In practice, taking into account that the behavior is undefined, 2147483648 might get interpreted as some implementation-dependent negative value which happens to turn positive after having unary - applied to it. Alternatively, some implementations might decide to attempt using unsigned types to represent the value (for example, in C89/90 compilers were required to use unsigned long int, but not in C99 or C++). Implementations are allowed to do anything, since the behavior is undefined anyway.

As a side note, this is the reason why constants like INT_MIN are typically defined as

#define INT_MIN (-2147483647 - 1)

instead of the seemingly more straightforward

#define INT_MIN -2147483648

The latter would not work as intended.

The compiler (VC2012) promote to the "minimum" integers that can hold the values. In the first case, signed int (and long int) cannot (before the sign is applied), but unsigned int can: 2147483648 has unsigned int ???? type.
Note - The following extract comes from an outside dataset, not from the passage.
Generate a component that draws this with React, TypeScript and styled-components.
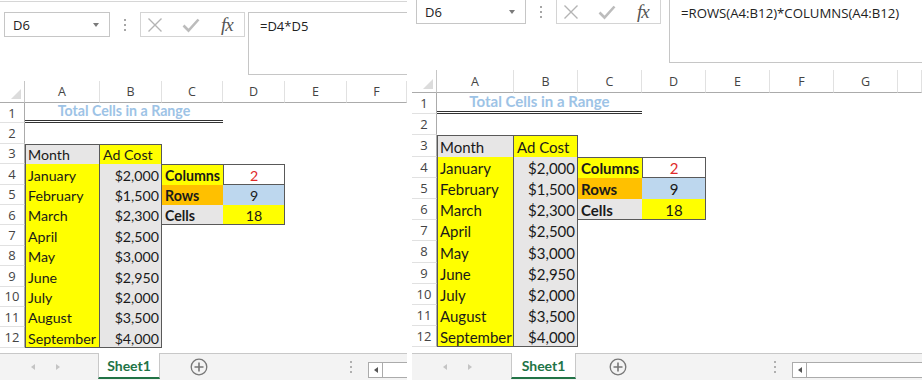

In the second you force int from the unsigned.

const bool i= (-2147483648 > 0) ;  //   --> true

> warning C4146: unary minus operator applied to unsigned type, result still unsigned

Here are related "curiosities":

const bool b= (-2147483647	    > 0) ; //  false
const bool i= (-2147483648		> 0) ; //  true : result still unsigned
const bool c= ( INT_MIN-1		> 0) ; //  true :'-' int constant overflow
const bool f= ( 2147483647		> 0) ; //  true
const bool g= ( 2147483648		> 0) ; //  true
const bool d= ( INT_MAX+1		> 0) ; //  false:'+' int constant overflow
const bool j= ( int(-2147483648)> 0) ; //  false : 
const bool h= ( int(2147483648) > 0) ; //  false
const bool m= (-2147483648L		> 0) ; //  true 
const bool o= (-2147483648LL	> 0) ; //  false

C++11 standard:

> 2.14.2 Integer literals [lex.icon]

…

> An integer literal is a sequence of digits that has no period or > exponent part. An integer literal may have a prefix that specifies its > base and a suffix that specifies its type.

…

> The type of an integer literal is the first of the corresponding list > in which its value can be represented. >

> If an integer literal cannot be represented by any type in its list > and an extended integer type (3.9.1) can represent its value, it may > have that extended integer type. If all of the types in the list for > the literal are signed, the extended integer type shall be signed. If > all of the types in the list for the literal are unsigned, the > extended integer type shall be unsigned. If the list contains both > signed and unsigned types, the extended integer type may be signed or > unsigned. A program is ill-formed if one of its translation units > contains an integer literal that cannot be represented by any of the > allowed types.

And these are the promotions rules for integers in the standard. > 4.5 Integral promotions [conv.prom] > > > A prvalue of an integer type other than bool, char16_t, char32_t, or > wchar_t whose integer conversion rank (4.13) is less than the rank of > int can be converted to a prvalue of type int if int can represent all > the values of the source type; otherwise, the source prvalue can be > converted to a prvalue of type unsigned int.

In Short, 2147483648 overflows to -2147483648, and (-(-2147483648) > 0) is true.

This is how 2147483648 looks like in binary.

In addition, in the case of signed binary calculations, the most significant bit ("MSB") is the sign bit. This question may help explain why.

Because -2147483648 is actually 2147483648 with negation (-) applied to it, the number isn't what you'd expect. It is actually the equivalent of this pseudocode: operator -(2147483648)

Now, assuming your compiler has sizeof(int) equal to 4 and CHAR_BIT is defined as 8, that would make 2147483648 overflow the maximum signed value of an integer (2147483647). So what is the maximum plus one? Lets work that out with a 4 bit, 2s compliment integer.

Wait! 8 overflows the integer! What do we do? Use its unsigned representation of 1000 and interpret the bits as a signed integer. This representation leaves us with -8 being applied the 2s complement negation resulting in 8, which, as we all know, is greater than 0.

This is why <limits.h> (and <climits>) commonly define INT_MIN as ((-2147483647) - 1) - so that the maximum signed integer (0x7FFFFFFF) is negated (0x80000001), then decremented (0x80000000).